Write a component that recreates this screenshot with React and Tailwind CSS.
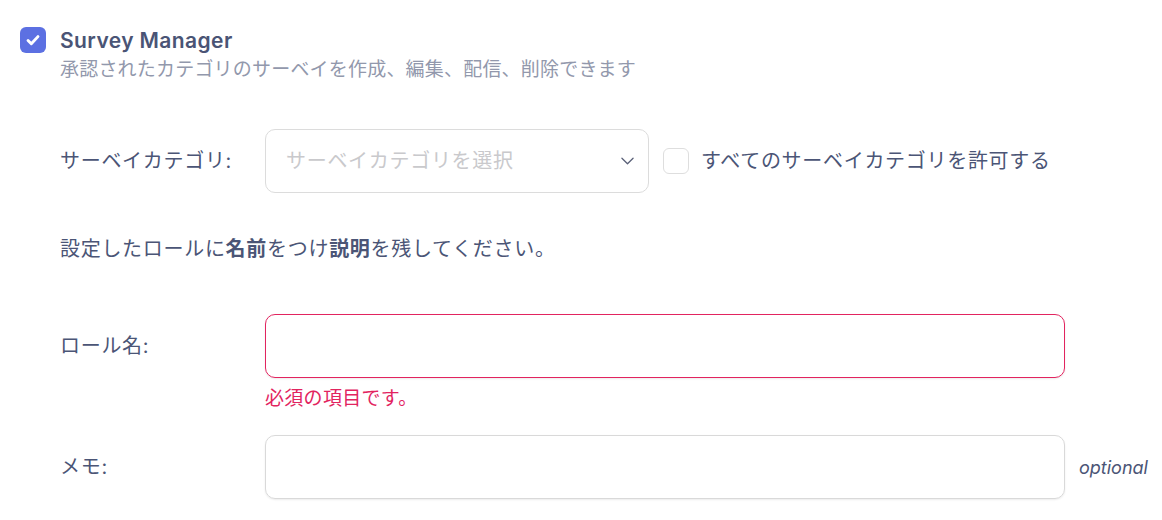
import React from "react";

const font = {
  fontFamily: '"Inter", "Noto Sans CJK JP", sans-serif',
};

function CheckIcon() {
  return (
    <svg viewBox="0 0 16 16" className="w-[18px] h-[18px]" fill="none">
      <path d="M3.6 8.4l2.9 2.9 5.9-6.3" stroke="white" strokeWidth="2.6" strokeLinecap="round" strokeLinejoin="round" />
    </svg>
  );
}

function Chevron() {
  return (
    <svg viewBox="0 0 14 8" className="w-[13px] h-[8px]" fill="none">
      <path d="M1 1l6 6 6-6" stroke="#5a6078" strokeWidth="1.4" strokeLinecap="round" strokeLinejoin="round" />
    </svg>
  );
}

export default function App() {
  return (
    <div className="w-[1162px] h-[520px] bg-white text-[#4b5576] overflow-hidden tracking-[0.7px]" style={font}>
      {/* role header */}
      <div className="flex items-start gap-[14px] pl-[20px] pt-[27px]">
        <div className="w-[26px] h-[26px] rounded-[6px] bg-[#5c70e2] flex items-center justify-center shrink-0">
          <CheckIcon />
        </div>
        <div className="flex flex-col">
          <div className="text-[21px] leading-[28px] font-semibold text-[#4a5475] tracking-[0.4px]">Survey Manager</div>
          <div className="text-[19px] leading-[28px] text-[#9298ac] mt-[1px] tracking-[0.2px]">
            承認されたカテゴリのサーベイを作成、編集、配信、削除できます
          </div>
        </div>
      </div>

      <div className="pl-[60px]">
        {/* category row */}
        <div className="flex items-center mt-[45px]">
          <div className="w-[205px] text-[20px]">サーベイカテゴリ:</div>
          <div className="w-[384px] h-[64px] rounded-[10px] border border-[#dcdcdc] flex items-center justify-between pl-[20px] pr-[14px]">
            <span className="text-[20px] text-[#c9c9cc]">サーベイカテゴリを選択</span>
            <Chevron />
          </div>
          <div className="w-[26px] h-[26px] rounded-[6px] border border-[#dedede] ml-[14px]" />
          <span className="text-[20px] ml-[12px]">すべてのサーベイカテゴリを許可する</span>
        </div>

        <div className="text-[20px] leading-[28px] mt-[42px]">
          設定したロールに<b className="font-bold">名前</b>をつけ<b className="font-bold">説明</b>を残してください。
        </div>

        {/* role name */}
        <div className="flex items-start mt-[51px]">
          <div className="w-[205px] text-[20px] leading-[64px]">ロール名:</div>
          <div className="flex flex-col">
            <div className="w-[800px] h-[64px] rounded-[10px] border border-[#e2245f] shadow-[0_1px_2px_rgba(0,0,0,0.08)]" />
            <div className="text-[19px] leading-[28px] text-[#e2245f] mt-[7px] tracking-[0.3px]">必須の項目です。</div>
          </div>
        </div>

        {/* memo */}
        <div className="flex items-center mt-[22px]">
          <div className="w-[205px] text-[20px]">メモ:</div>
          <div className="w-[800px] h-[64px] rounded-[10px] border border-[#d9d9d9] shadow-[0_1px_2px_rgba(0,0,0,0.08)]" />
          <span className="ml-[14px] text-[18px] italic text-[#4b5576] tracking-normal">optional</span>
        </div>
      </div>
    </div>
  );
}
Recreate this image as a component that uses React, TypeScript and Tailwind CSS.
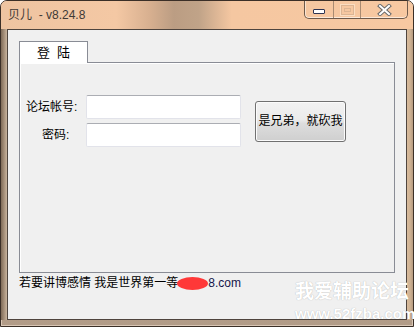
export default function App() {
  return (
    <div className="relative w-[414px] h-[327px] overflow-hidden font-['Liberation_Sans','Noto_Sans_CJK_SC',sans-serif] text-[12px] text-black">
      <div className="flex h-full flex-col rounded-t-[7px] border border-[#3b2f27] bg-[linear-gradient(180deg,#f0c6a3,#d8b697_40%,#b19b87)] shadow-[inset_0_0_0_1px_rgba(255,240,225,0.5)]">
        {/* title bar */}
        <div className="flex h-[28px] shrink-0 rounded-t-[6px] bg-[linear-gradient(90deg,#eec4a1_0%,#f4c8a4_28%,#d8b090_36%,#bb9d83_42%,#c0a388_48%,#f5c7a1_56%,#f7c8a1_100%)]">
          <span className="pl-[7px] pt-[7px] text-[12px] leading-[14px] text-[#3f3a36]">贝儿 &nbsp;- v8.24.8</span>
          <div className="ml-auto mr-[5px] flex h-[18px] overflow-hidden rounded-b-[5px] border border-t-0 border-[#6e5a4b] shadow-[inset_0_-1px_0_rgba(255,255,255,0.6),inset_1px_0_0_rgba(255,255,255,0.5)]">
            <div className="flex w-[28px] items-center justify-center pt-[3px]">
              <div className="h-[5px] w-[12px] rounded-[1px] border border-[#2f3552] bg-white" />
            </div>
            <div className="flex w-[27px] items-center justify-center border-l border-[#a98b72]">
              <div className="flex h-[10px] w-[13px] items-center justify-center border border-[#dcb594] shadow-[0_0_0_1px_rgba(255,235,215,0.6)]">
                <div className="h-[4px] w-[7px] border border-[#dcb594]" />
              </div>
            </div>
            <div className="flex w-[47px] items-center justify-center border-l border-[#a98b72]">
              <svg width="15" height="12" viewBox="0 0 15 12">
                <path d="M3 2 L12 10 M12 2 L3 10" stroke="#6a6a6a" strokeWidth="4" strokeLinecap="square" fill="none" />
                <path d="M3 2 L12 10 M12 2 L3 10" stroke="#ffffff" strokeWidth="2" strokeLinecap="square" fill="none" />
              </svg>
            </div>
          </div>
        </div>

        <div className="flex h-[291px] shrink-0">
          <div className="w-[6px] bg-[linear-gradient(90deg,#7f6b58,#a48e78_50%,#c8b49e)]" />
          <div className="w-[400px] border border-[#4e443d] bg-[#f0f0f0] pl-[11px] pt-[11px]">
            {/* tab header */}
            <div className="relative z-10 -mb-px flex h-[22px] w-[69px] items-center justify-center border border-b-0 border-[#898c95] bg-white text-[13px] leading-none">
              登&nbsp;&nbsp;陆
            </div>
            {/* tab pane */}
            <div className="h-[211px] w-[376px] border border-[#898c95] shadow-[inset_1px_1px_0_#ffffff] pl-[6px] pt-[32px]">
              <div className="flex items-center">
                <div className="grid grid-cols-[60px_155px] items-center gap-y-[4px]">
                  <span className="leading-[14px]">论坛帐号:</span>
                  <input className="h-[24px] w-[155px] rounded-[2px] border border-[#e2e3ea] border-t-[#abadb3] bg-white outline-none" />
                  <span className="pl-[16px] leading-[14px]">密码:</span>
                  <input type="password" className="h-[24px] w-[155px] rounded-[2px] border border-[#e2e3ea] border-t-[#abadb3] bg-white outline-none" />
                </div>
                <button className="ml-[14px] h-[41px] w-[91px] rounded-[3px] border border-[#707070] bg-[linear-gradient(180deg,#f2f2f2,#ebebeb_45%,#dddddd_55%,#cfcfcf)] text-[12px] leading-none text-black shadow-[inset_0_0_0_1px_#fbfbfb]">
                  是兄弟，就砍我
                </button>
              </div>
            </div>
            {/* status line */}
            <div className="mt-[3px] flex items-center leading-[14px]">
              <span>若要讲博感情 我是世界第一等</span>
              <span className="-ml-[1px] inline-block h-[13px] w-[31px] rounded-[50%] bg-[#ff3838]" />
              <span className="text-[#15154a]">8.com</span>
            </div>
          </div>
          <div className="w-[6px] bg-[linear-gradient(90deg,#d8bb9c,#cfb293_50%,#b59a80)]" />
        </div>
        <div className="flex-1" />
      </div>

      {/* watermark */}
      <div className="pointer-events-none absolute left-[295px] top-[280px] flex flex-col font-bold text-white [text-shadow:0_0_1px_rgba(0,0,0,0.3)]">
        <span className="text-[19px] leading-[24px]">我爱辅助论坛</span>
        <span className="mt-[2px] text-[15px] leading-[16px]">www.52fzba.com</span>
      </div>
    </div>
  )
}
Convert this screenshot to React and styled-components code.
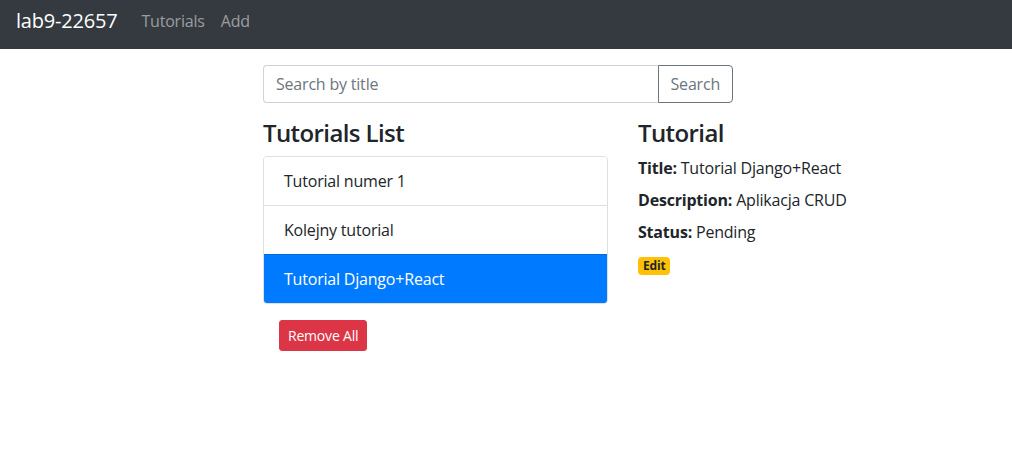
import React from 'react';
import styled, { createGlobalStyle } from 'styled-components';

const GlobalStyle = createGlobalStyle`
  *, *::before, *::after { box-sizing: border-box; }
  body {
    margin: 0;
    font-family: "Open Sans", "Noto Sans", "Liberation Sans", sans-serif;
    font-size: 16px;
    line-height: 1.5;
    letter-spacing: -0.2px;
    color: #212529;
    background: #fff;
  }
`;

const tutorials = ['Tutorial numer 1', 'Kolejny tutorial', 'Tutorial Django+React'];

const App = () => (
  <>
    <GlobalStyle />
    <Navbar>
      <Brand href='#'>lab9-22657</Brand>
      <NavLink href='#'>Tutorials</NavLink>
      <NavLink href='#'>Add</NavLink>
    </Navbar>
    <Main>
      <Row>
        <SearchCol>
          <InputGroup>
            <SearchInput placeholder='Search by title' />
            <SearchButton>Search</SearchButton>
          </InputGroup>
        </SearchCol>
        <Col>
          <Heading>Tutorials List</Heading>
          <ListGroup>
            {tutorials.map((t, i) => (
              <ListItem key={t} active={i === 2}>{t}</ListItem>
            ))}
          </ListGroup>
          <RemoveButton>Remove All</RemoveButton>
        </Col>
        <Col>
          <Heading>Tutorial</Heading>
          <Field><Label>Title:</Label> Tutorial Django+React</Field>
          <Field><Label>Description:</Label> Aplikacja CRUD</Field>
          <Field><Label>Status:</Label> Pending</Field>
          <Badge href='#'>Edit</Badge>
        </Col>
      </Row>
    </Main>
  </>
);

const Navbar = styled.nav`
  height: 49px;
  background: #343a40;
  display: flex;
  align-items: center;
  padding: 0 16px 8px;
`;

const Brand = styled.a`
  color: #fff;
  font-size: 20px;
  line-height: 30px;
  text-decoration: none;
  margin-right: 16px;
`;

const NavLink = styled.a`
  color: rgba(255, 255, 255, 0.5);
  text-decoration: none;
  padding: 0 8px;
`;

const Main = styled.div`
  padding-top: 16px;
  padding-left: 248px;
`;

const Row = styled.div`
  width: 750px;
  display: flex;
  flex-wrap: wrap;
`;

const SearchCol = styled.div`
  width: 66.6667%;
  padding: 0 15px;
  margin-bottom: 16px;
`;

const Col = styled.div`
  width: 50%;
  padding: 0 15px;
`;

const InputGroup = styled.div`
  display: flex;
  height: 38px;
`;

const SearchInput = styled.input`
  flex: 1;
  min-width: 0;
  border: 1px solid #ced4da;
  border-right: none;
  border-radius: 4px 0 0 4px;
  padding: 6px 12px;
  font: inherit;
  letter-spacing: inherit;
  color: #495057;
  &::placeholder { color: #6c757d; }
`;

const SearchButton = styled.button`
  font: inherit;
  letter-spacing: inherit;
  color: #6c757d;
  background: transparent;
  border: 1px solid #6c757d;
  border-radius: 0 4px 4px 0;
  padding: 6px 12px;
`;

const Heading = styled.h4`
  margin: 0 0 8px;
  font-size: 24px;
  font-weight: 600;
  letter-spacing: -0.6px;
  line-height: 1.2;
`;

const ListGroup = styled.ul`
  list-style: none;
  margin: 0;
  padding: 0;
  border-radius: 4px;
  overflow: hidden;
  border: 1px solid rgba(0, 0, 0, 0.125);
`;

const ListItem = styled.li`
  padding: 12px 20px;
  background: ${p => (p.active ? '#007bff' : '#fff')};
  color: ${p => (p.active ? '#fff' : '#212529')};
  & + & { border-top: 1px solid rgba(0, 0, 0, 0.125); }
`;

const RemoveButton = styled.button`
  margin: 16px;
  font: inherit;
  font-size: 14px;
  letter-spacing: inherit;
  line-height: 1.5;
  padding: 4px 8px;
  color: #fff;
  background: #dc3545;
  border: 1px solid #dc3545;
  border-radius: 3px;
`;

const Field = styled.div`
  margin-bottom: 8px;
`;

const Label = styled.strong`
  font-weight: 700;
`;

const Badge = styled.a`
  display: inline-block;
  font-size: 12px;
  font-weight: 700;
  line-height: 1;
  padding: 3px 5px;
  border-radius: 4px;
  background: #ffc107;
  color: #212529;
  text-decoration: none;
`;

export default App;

-----

Show every line of the records above that contains the word "React".

Write a component that recreates this screenshot with React and Tailwind CSS.
import React from "react";
Recreate this image as a component that uses React, TypeScript and Tailwind CSS.
Convert this screenshot to React and styled-components code.
import React from 'react';
const tutorials = ['Tutorial numer 1', 'Kolejny tutorial', 'Tutorial Django+React'];
          <Field><Label>Title:</Label> Tutorial Django+React</Field>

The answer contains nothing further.